WHAT TO WORK ON: Output the material below unchanged, apart from leaving out the pictures.

+ + + +

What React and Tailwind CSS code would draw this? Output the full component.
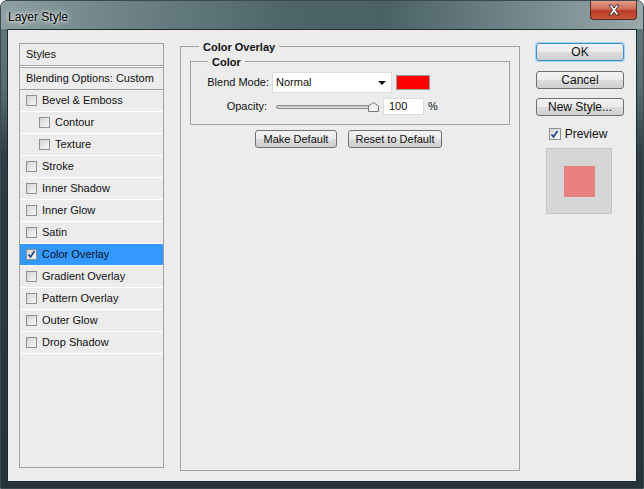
import React from "react";

const font = { fontFamily: '"Liberation Sans", Arial, sans-serif' };

function Check({ checked = false }) {
  return (
    <span className="w-[11px] h-[11px] shrink-0 border border-[#8e8f8f] bg-[linear-gradient(135deg,#d4d4d4,#f7f7f7)] flex items-center justify-center">
      {checked && (
        <svg width="9" height="9" viewBox="0 0 9 9">
          <path d="M1.5 4.5 L3.5 7 L7.5 1" fill="none" stroke="#1f3f8f" strokeWidth="1.6" />
        </svg>
      )}
    </span>
  );
}

function StyleRow({ label, indent = false, checked = false, selected = false }) {
  return (
    <div
      className={`h-[22px] flex items-center gap-[5px] border-b border-white ${
        indent ? "pl-[19px]" : "pl-[6px]"
      } ${selected ? "bg-[#3399ff]" : ""}`}
    >
      <Check checked={checked} />
      <span className="text-[11px] text-[#111]">{label}</span>
    </div>
  );
}

function Button({ children, className = "" }) {
  return (
    <button
      className={`h-[18px] rounded-[3px] border border-[#707070] bg-[linear-gradient(180deg,#f2f2f2_0%,#ebebeb_50%,#dddddd_51%,#cfcfcf_100%)] text-[11px] text-[#111] leading-none flex items-center justify-center ${className}`}
    >
      {children}
    </button>
  );
}

export default function App() {
  const rows = [
    { label: "Bevel & Emboss" },
    { label: "Contour", indent: true },
    { label: "Texture", indent: true },
    { label: "Stroke" },
    { label: "Inner Shadow" },
    { label: "Inner Glow" },
    { label: "Satin" },
    { label: "Color Overlay", checked: true, selected: true },
    { label: "Gradient Overlay" },
    { label: "Pattern Overlay" },
    { label: "Outer Glow" },
    { label: "Drop Shadow" },
  ];

  return (
    <div
      style={font}
      className="w-[644px] h-[489px] rounded-t-[7px] border border-[#3a4a50] bg-[linear-gradient(180deg,#7f9498_0%,#60767a_6%,#566c70_18%,#2e3d45_32%,#26333b_100%)] flex flex-col"
    >
      {/* Title bar */}
      <div className="h-[28px] shrink-0 flex items-start justify-between rounded-t-[6px] bg-[linear-gradient(90deg,#8fa0a2_0%,#72888b_15%,#4d6569_45%,#4a6266_60%,#7a8e91_85%,#9aa8aa_100%)]">
        <span className="ml-[7px] mt-[7px] text-[12px] text-black [text-shadow:0_0_6px_#fff,0_0_3px_#fff]">
          Layer Style
        </span>
        <div className="mr-[6px] w-[47px] h-[19px] rounded-b-[4px] border border-t-0 border-[#5a2a22] bg-[linear-gradient(180deg,#e39a8a_0%,#d06a55_45%,#b93a24_55%,#c9563c_100%)] flex items-center justify-center">
          <svg width="14" height="12" viewBox="0 0 14 12">
            <path
              d="M2 1 L5 1 L7 4 L9 1 L12 1 L8.5 6 L12 11 L9 11 L7 8 L5 11 L2 11 L5.5 6 Z"
              fill="#fff"
              stroke="#3a2a2a"
              strokeWidth="0.9"
            />
          </svg>
        </div>
      </div>

      {/* Client area */}
      <div className="mx-[6px] mb-[6px] flex-1 border border-[#1d2a30] bg-[#ececec] flex pl-[11px] pt-[13px] pr-[12px]">
        {/* Styles list */}
        <div className="w-[146px] h-[425px] border border-[#a0a0a0] flex flex-col">
          <div className="h-[22px] flex items-center pl-[6px] border-b border-[#a0a0a0] text-[11px] text-[#111]">
            Styles
          </div>
          <div className="h-[1px] bg-white" />
          <div className="h-[23px] flex items-center pl-[6px] border-t border-b border-[#a0a0a0] text-[11px] text-[#111]">
            Blending Options: Custom
          </div>
          {rows.map((r) => (
            <StyleRow key={r.label} {...r} />
          ))}
        </div>

        {/* Color Overlay fieldset */}
        <div className="ml-[16px] mt-[3px] w-[340px] h-[425px] relative border border-[#a0a0a0] px-[9px] pt-[14px]">
          <span className="absolute -top-[8px] left-[18px] px-[4px] bg-[#ececec] text-[11px] font-bold text-[#111]">
            Color Overlay
          </span>

          <div className="relative w-[320px] h-[64px] border border-[#a0a0a0]">
            <span className="absolute -top-[8px] left-[17px] px-[4px] bg-[#ececec] text-[11px] font-bold text-[#111]">
              Color
            </span>
            <div className="flex items-center mt-[10px]">
              <span className="w-[78px] text-right text-[11px] text-[#111]">Blend Mode:</span>
              <div className="ml-[3px] w-[120px] h-[21px] bg-white border border-[#dcdcdc] flex items-center justify-between pl-[3px] pr-[5px]">
                <span className="text-[11px] text-[#111]">Normal</span>
                <svg width="8" height="4" viewBox="0 0 8 4">
                  <path d="M0 0 H8 L4 4 Z" fill="#111" />
                </svg>
              </div>
              <div className="ml-[4px] w-[34px] h-[15px] bg-[#ff0000] border border-[#9a9a9a]" />
            </div>
            <div className="flex items-center mt-[5px]">
              <span className="w-[76px] text-right text-[11px] text-[#111]">Opacity:</span>
              <div className="ml-[9px] w-[104px] h-[12px] relative flex items-center">
                <div className="w-[100px] h-[4px] rounded-full border border-[#8c8c8c] bg-[linear-gradient(180deg,#bdbdbd,#e6e6e6)]" />
                <svg className="absolute left-[92px] top-[1px]" width="11" height="10" viewBox="0 0 11 10">
                  <path d="M0.5 9.5 V4 L5.5 0.5 L10.5 4 V9.5 Z" fill="#f0f0f0" stroke="#777" />
                </svg>
              </div>
              <div className="ml-[3px] w-[41px] h-[17px] bg-white border border-[#dcdcdc] flex items-center pl-[5px] text-[11px] text-[#111]">
                100
              </div>
              <span className="ml-[4px] text-[11px] text-[#111]">%</span>
            </div>
          </div>

          <div className="flex mt-[5px] ml-[65px] gap-[11px]">
            <Button className="w-[82px]">Make Default</Button>
            <Button className="w-[94px]">Reset to Default</Button>
          </div>
        </div>

        {/* Right column */}
        <div className="ml-[16px] w-[88px] flex flex-col items-center">
          <Button className="w-[88px] !h-[18px] !border-[#3c8ccc] shadow-[0_0_0_1px_#9fd6f5] text-[12px]">
            OK
          </Button>
          <Button className="w-[88px] mt-[10px] text-[12px]">Cancel</Button>
          <Button className="w-[88px] mt-[9px] text-[12px]">New Style...</Button>
          <div className="mt-[9px] flex items-center gap-[4px] pr-[4px]">
            <span className="w-[12px] h-[12px] border border-[#8e8f8f] bg-[linear-gradient(135deg,#d4d4d4,#f7f7f7)] flex items-center justify-center">
              <svg width="9" height="9" viewBox="0 0 9 9">
                <path d="M1.5 4.5 L3.5 7 L7.5 1" fill="none" stroke="#1f3f8f" strokeWidth="1.6" />
              </svg>
            </span>
            <span className="text-[12px] text-[#111]">Preview</span>
          </div>
          <div className="mt-[5px] mr-[2px] w-[66px] h-[66px] bg-[#d5d7d7] border border-[#c4c4c4] flex items-center justify-center">
            <div className="w-[31px] h-[31px] bg-[#e88080]" />
          </div>
        </div>
      </div>
    </div>
  );
}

+ + + +

RESULT FOR THIS TASK:
What React and Tailwind CSS code would draw this? Output the full component.
import React from "react";

const font = { fontFamily: '"Liberation Sans", Arial, sans-serif' };

function Check({ checked = false }) {
  return (
    <span className="w-[11px] h-[11px] shrink-0 border border-[#8e8f8f] bg-[linear-gradient(135deg,#d4d4d4,#f7f7f7)] flex items-center justify-center">
      {checked && (
        <svg width="9" height="9" viewBox="0 0 9 9">
          <path d="M1.5 4.5 L3.5 7 L7.5 1" fill="none" stroke="#1f3f8f" strokeWidth="1.6" />
        </svg>
      )}
    </span>
  );
}

function StyleRow({ label, indent = false, checked = false, selected = false }) {
  return (
    <div
      className={`h-[22px] flex items-center gap-[5px] border-b border-white ${
        indent ? "pl-[19px]" : "pl-[6px]"
      } ${selected ? "bg-[#3399ff]" : ""}`}
    >
      <Check checked={checked} />
      <span className="text-[11px] text-[#111]">{label}</span>
    </div>
  );
}

function Button({ children, className = "" }) {
  return (
    <button
      className={`h-[18px] rounded-[3px] border border-[#707070] bg-[linear-gradient(180deg,#f2f2f2_0%,#ebebeb_50%,#dddddd_51%,#cfcfcf_100%)] text-[11px] text-[#111] leading-none flex items-center justify-center ${className}`}
    >
      {children}
    </button>
  );
}

export default function App() {
  const rows = [
    { label: "Bevel & Emboss" },
    { label: "Contour", indent: true },
    { label: "Texture", indent: true },
    { label: "Stroke" },
    { label: "Inner Shadow" },
    { label: "Inner Glow" },
    { label: "Satin" },
    { label: "Color Overlay", checked: true, selected: true },
    { label: "Gradient Overlay" },
    { label: "Pattern Overlay" },
    { label: "Outer Glow" },
    { label: "Drop Shadow" },
  ];

  return (
    <div
      style={font}
      className="w-[644px] h-[489px] rounded-t-[7px] border border-[#3a4a50] bg-[linear-gradient(180deg,#7f9498_0%,#60767a_6%,#566c70_18%,#2e3d45_32%,#26333b_100%)] flex flex-col"
    >
      {/* Title bar */}
      <div className="h-[28px] shrink-0 flex items-start justify-between rounded-t-[6px] bg-[linear-gradient(90deg,#8fa0a2_0%,#72888b_15%,#4d6569_45%,#4a6266_60%,#7a8e91_85%,#9aa8aa_100%)]">
        <span className="ml-[7px] mt-[7px] text-[12px] text-black [text-shadow:0_0_6px_#fff,0_0_3px_#fff]">
          Layer Style
        </span>
        <div className="mr-[6px] w-[47px] h-[19px] rounded-b-[4px] border border-t-0 border-[#5a2a22] bg-[linear-gradient(180deg,#e39a8a_0%,#d06a55_45%,#b93a24_55%,#c9563c_100%)] flex items-center justify-center">
          <svg width="14" height="12" viewBox="0 0 14 12">
            <path
              d="M2 1 L5 1 L7 4 L9 1 L12 1 L8.5 6 L12 11 L9 11 L7 8 L5 11 L2 11 L5.5 6 Z"
              fill="#fff"
              stroke="#3a2a2a"
              strokeWidth="0.9"
            />
          </svg>
        </div>
      </div>

      {/* Client area */}
      <div className="mx-[6px] mb-[6px] flex-1 border border-[#1d2a30] bg-[#ececec] flex pl-[11px] pt-[13px] pr-[12px]">
        {/* Styles list */}
        <div className="w-[146px] h-[425px] border border-[#a0a0a0] flex flex-col">
          <div className="h-[22px] flex items-center pl-[6px] border-b border-[#a0a0a0] text-[11px] text-[#111]">
            Styles
          </div>
          <div className="h-[1px] bg-white" />
          <div className="h-[23px] flex items-center pl-[6px] border-t border-b border-[#a0a0a0] text-[11px] text-[#111]">
            Blending Options: Custom
          </div>
          {rows.map((r) => (
            <StyleRow key={r.label} {...r} />
          ))}
        </div>

        {/* Color Overlay fieldset */}
        <div className="ml-[16px] mt-[3px] w-[340px] h-[425px] relative border border-[#a0a0a0] px-[9px] pt-[14px]">
          <span className="absolute -top-[8px] left-[18px] px-[4px] bg-[#ececec] text-[11px] font-bold text-[#111]">
            Color Overlay
          </span>

          <div className="relative w-[320px] h-[64px] border border-[#a0a0a0]">
            <span className="absolute -top-[8px] left-[17px] px-[4px] bg-[#ececec] text-[11px] font-bold text-[#111]">
              Color
            </span>
            <div className="flex items-center mt-[10px]">
              <span className="w-[78px] text-right text-[11px] text-[#111]">Blend Mode:</span>
              <div className="ml-[3px] w-[120px] h-[21px] bg-white border border-[#dcdcdc] flex items-center justify-between pl-[3px] pr-[5px]">
                <span className="text-[11px] text-[#111]">Normal</span>
                <svg width="8" height="4" viewBox="0 0 8 4">
                  <path d="M0 0 H8 L4 4 Z" fill="#111" />
                </svg>
              </div>
              <div className="ml-[4px] w-[34px] h-[15px] bg-[#ff0000] border border-[#9a9a9a]" />
            </div>
            <div className="flex items-center mt-[5px]">
              <span className="w-[76px] text-right text-[11px] text-[#111]">Opacity:</span>
              <div className="ml-[9px] w-[104px] h-[12px] relative flex items-center">
                <div className="w-[100px] h-[4px] rounded-full border border-[#8c8c8c] bg-[linear-gradient(180deg,#bdbdbd,#e6e6e6)]" />
                <svg className="absolute left-[92px] top-[1px]" width="11" height="10" viewBox="0 0 11 10">
                  <path d="M0.5 9.5 V4 L5.5 0.5 L10.5 4 V9.5 Z" fill="#f0f0f0" stroke="#777" />
                </svg>
              </div>
              <div className="ml-[3px] w-[41px] h-[17px] bg-white border border-[#dcdcdc] flex items-center pl-[5px] text-[11px] text-[#111]">
                100
              </div>
              <span className="ml-[4px] text-[11px] text-[#111]">%</span>
            </div>
          </div>

          <div className="flex mt-[5px] ml-[65px] gap-[11px]">
            <Button className="w-[82px]">Make Default</Button>
            <Button className="w-[94px]">Reset to Default</Button>
          </div>
        </div>

        {/* Right column */}
        <div className="ml-[16px] w-[88px] flex flex-col items-center">
          <Button className="w-[88px] !h-[18px] !border-[#3c8ccc] shadow-[0_0_0_1px_#9fd6f5] text-[12px]">
            OK
          </Button>
          <Button className="w-[88px] mt-[10px] text-[12px]">Cancel</Button>
          <Button className="w-[88px] mt-[9px] text-[12px]">New Style...</Button>
          <div className="mt-[9px] flex items-center gap-[4px] pr-[4px]">
            <span className="w-[12px] h-[12px] border border-[#8e8f8f] bg-[linear-gradient(135deg,#d4d4d4,#f7f7f7)] flex items-center justify-center">
              <svg width="9" height="9" viewBox="0 0 9 9">
                <path d="M1.5 4.5 L3.5 7 L7.5 1" fill="none" stroke="#1f3f8f" strokeWidth="1.6" />
              </svg>
            </span>
            <span className="text-[12px] text-[#111]">Preview</span>
          </div>
          <div className="mt-[5px] mr-[2px] w-[66px] h-[66px] bg-[#d5d7d7] border border-[#c4c4c4] flex items-center justify-center">
            <div className="w-[31px] h-[31px] bg-[#e88080]" />
          </div>
        </div>
      </div>
    </div>
  );
}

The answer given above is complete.